Of course, there can be many more complex aspects of this process, however, for the purposes of this article, this simplified version is sufficient.

When we experience a sense of loss, we usually go into denial. Essentially denial is “If I ignore it, it might go away”. To a young person that could look like, “I’ve been asked to load the dishwasher, but I want to keep reading my book, if I keep reading my book, perhaps this issue that is taking my freedom to read my book from me, will go away.” If the problem persists, it can lead to anger, and at this point we usually begin to deal with the anger as the ‘secondary’ issue. The feeling of anger can lead to depression or helplessness because the sense of loss is quite powerful.

Obviously, this will be relative to different personality types and differing levels of attained successful resilience. Children can also lead into bargaining which can sound like, “I’ll do it when...”. Often we take the easier road of working with the bargaining, “just five more minutes or two more pages or to the end of the chapter”. Regardless of how many times, or what particular steps happen, moving on or achieving success doesn’t usually occur until ‘acceptance’ is reached.

It’s important to help students know that their most successful path through ‘bouncing’ back from that sense or experience of loss is to ‘accept that this is happening’. For whatever reasons, this change, this rule, this tidy-up, this homework, this meal is happening. We can understand that there is a feeling of loss which leads to disappointment and anger and bargaining. Those feelings are ok. Those feelings are normal. Those feelings are also TEMPORARY. They go away. Getting angrier, or being in more denial or bargaining harder, does not make the feeling go away. Logic tells us that we no longer feel the sense of loss about doing something a little while after it has happened.

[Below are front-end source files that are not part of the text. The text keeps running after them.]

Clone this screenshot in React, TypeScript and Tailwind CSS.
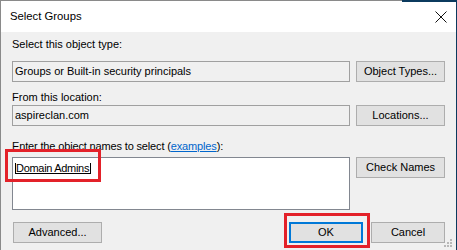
import React from 'react';

const btnBase = 'h-[21px] bg-[#e1e1e1] flex items-center justify-center text-black';
const btn = `${btnBase} border border-[#adadad]`;

export default function App() {
    return (
        <div className="relative w-[457px] h-[250px] overflow-hidden bg-[#0b3a5e] font-['Liberation_Sans',Arial,sans-serif] text-[11px] text-black">
            <div className="w-[456px] h-[250px] border-t border-l border-[#8a8a8a] bg-[#f0f0f0] flex flex-col">
                {/* title bar */}
                <div className="h-[31px] bg-white flex items-center justify-between pl-[9px] pr-[8px] shrink-0">
                    <span className="text-[11.3px]">Select Groups</span>
                    <svg width="12" height="12" viewBox="0 0 12 12" className="mr-[1px] mt-[1px]">
                        <path d="M0.5 0.5 L11.5 11.5 M11.5 0.5 L0.5 11.5" stroke="#111" strokeWidth="1" />
                    </svg>
                </div>

                <div className="pl-[11px] flex flex-col">
                    <div className="mt-[5px] leading-[14px]">Select this object type:</div>
                    <div className="mt-[10px] flex gap-[6px]">
                        <div className="w-[338px] h-[21px] border border-[#a0a0a0] bg-[#f0f0f0] flex items-center pl-[2px]">
                            Groups or Built-in security principals
                        </div>
                        <div className={`${btn} w-[89px]`}>Object Types...</div>
                    </div>

                    <div className="mt-[8px] leading-[14px]">From this location:</div>
                    <div className="mt-[1px] flex gap-[6px]">
                        <div className="w-[338px] h-[21px] border border-[#a0a0a0] bg-[#f0f0f0] flex items-center pl-[2px]">
                            aspireclan.com
                        </div>
                        <div className={`${btn} w-[89px]`}>Locations...</div>
                    </div>

                    <div className="mt-[13px] leading-[14px] tracking-[-0.15px]">
                        Enter the object names to select (
                        <span className="text-[#0066cc] underline">examples</span>):
                    </div>
                    <div className="mt-[4px] flex gap-[6px] items-start">
                        <div className="w-[338px] h-[53px] border border-[#828790] bg-white pl-[2px] pt-[2px]">
                            <span className="inline-block h-[11px] leading-[11px] tracking-[-0.3px] border-l border-b border-r border-black pr-[1px]">
                                Domain Admins
                            </span>
                        </div>
                        <div className={`${btn} w-[89px]`}>Check Names</div>
                    </div>

                    <div className="mt-[12px] flex">
                        <div className={`${btn} w-[89px] ml-[1px]`}>Advanced...</div>
                        <div className={`${btnBase} w-[74px] ml-[187px] border-2 border-[#0078d7]`}>OK</div>
                        <div className={`${btn} w-[74px] ml-[8px]`}>Cancel</div>
                    </div>
                </div>
            </div>

            {/* background window edge */}
            <div className="absolute top-0 left-[402px] w-[55px] h-[2px] bg-[#0b3a5e]" />

            {/* red annotation boxes */}
            <div className="absolute left-[5px] top-[149px] w-[96px] h-[33px] border-[3px] border-[#e32129]" />
            <div className="absolute left-[284px] top-[213px] w-[86px] h-[35px] border-[3px] border-[#e32129]" />

            {/* resize grip */}
            <svg className="absolute left-[444px] top-[239px]" width="10" height="10" viewBox="0 0 10 10">
                <g fill="#b8b8b8">
                    <rect x="6" y="0" width="2" height="2" />
                    <rect x="3" y="3" width="2" height="2" />
                    <rect x="6" y="3" width="2" height="2" />
                    <rect x="0" y="6" width="2" height="2" />
                    <rect x="3" y="6" width="2" height="2" />
                    <rect x="6" y="6" width="2" height="2" />
                </g>
            </svg>
        </div>
    );
}
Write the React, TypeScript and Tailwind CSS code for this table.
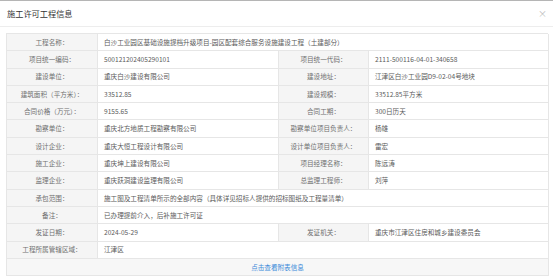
import React from 'react';

type Cell = { label: string; value: string };
type Row = { left: Cell; right?: Cell };

const rows: Row[] = [
  { left: { label: '工程名称：', value: '白沙工业园区基础设施提档升级项目-园区配套综合服务设施建设工程（土建部分）' } },
  {
    left: { label: '项目统一编码：', value: '500121202405290101' },
    right: { label: '项目统一代码：', value: '2111-500116-04-01-340658' },
  },
  {
    left: { label: '建设单位：', value: '重庆白沙建设有限公司' },
    right: { label: '建设地址：', value: '江津区白沙工业园D9-02-04号地块' },
  },
  {
    left: { label: '建筑面积（平方米）：', value: '33512.85' },
    right: { label: '建设规模：', value: '33512.85平方米' },
  },
  {
    left: { label: '合同价格（万元）：', value: '9155.65' },
    right: { label: '合同工期：', value: '300日历天' },
  },
  {
    left: { label: '勘察单位：', value: '重庆北方地质工程勘察有限公司' },
    right: { label: '勘察单位项目负责人：', value: '杨雄' },
  },
  {
    left: { label: '设计企业：', value: '重庆大恒工程设计有限公司' },
    right: { label: '设计单位项目负责人：', value: '雷宏' },
  },
  {
    left: { label: '施工企业：', value: '重庆坤上建设有限公司' },
    right: { label: '项目经理名称：', value: '陈远涛' },
  },
  {
    left: { label: '监理企业：', value: '重庆跃洞建设监理有限公司' },
    right: { label: '总监理工程师：', value: '刘萍' },
  },
  { left: { label: '承包范围：', value: '施工图及工程清单所示的全部内容（具体详见招标人提供的招标图纸及工程量清单）' } },
  { left: { label: '备注：', value: '已办理提前介入，后补施工许可证' } },
  {
    left: { label: '发证日期：', value: '2024-05-29' },
    right: { label: '发证机关：', value: '重庆市江津区住房和城乡建设委员会' },
  },
  { left: { label: '工程所属管辖区域：', value: '江津区' } },
];

const Label = ({ text }: { text: string }) => (
  <div className="h-[17.3px] flex items-center justify-center bg-[#f5f5f5] border-r border-b border-[#e6e6e6] text-[#707070] whitespace-nowrap">
    {text}
  </div>
);

const Value = ({ text, span }: { text: string; span?: boolean }) => (
  <div
    className={`h-[17.3px] flex items-center pl-[6px] border-r border-b border-[#e6e6e6] text-[#5a5a5a] whitespace-nowrap overflow-hidden ${
      span ? 'col-span-3' : ''
    }`}
  >
    {text}
  </div>
);

export default function App() {
  return (
    <div
      className="w-[553px] h-[276px] bg-white border-t border-[#b5b5b5] overflow-hidden"
      style={{ fontFamily: '"Noto Sans CJK SC", "Liberation Sans", sans-serif' }}
    >
      {/* header */}
      <div className="h-[26px] flex items-center justify-between pl-[7px] pr-[6px] border-b border-[#ededed]">
        <span className="text-[8.2px] text-[#333]">施工许可工程信息</span>
        <span className="text-[9px] text-[#bbb] leading-none">×</span>
      </div>

      {/* table */}
      <div className="mt-[6px] ml-[6px] w-[542px] grid grid-cols-[91px_181px_90px_180px] border-t border-l border-[#e6e6e6] text-[6.6px] leading-none">
        {rows.map((row, i) => (
          <React.Fragment key={i}>
            <Label text={row.left.label} />
            <Value text={row.left.value} span={!row.right} />
            {row.right && (
              <>
                <Label text={row.right.label} />
                <Value text={row.right.value} />
              </>
            )}
          </React.Fragment>
        ))}
        <div className="col-span-4 h-[17.3px] flex items-center justify-center bg-[#f7f7f7] border-r border-b border-[#e6e6e6] text-[#3d8bd9] cursor-pointer">
          点击查看附表信息
        </div>
      </div>
    </div>
  );
}
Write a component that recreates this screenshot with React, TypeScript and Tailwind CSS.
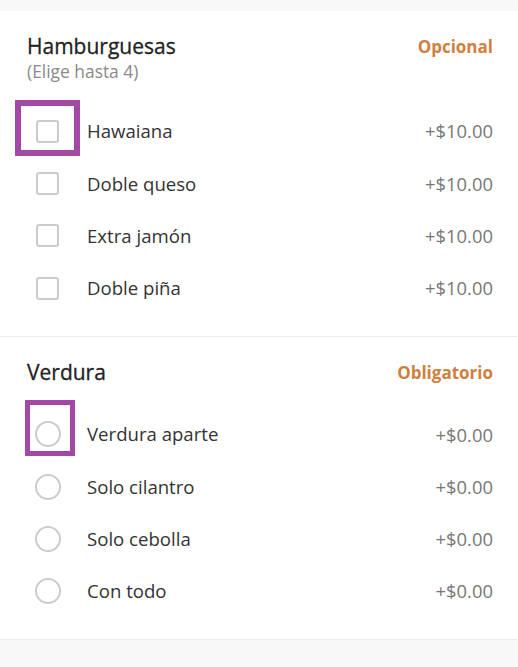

I usually recommend using that language with young people, “I understand this is upsetting you, you are feeling a sense of loss that I have asked you to do this, this is ok. You will be ok. We are here for you. This doesn’t change that this is happening, so accept that this is happening. I can assure you that you won’t feel angry about this later.” In doing this, also try to not get drawn into the ‘secondary’ and ‘tertiary’ behaviours. They are often used to divert attention from the real issue.

In conclusion, let’s not underestimate how great the emotions and feelings are that are associated with everyday experiences of loss of control and power. They are real. Young people with their limited life experience may not yet have the developed understanding to know that this sharp, tangible feeling will go away. We need to manage ourselves to not react, and to help them through the process by identifying it, using good explicit language and by helping them reach acceptance.

I still remember feeling upset when my alarm went off this morning, but that feeling no longer drives my emotions and actions. I accepted that it was time to get up.

Setting our young people up for success in managing their emotions and thoughts is one of the most powerful and life-changing gifts that we can give them. It’s also cheaper than a gaming console, it just takes time, persistence and courage.